Resta dizer que, no final da obra se inclui o texto “J-L G cinéaste de la vie moderne. La poétique dans l’histoire”, da autoria de Youssef Ishaghpour, que procura analisar a relação entre a poética e a historicidade na obra de Jean-Luc Godard, um tipo de análise que aponta para o facto de na obra do cineasta já não se tratar do “presente como História”, ou de um devir no qual se inscreve, mas de uma “actualidade” que se torna “acção”, “revelação”, de uma História no presente; ou seja constituída por traços do passado e de virtualidades que, simultaneamente são constitutivas do presente.
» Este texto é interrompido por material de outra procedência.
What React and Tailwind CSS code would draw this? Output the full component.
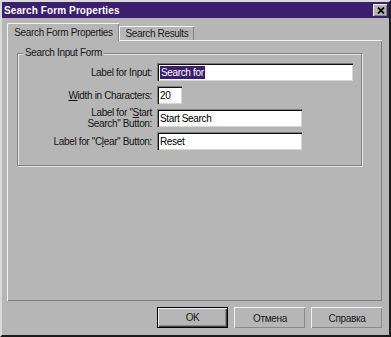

Nesse sentido, e de acordo com a linha argumentativa de Ishaghpour, a arte não procederia da arte e da História, mas primordialmente da experiência limite daquilo que é actual, na sua historicidade, e dos materiais expressivos que reflectem a capacidade poética de os metamorfosear a fim de libertar as suas potencialidades. Como diz o autor: “En cela Godard accomplit résolument l’impératif d’être moderne, en harmonie avec l’existence même du cinéma comme reproduction technique, qui tend vers le présent”.
 
Arnaldo Mesquita
 
Archeologie du cinéma et mémoire du siècle: dialogue / Jean-Luc Godard, Youssef Ishaghpour. Tours, Farrago, cop. 2000, 118 p.
Tipologia documental: livro
Cota: 79 HISTOIRE(S) DU CINÉMA
 
[1] GODARD, Jean-Luc, “Histoire(s) du Cinéma”. Paris, Gallimard-Gaumont, 1999. Disponível para consulta na Biblioteca (cota: 79 HISTOIRE(S) DU CINÉMA).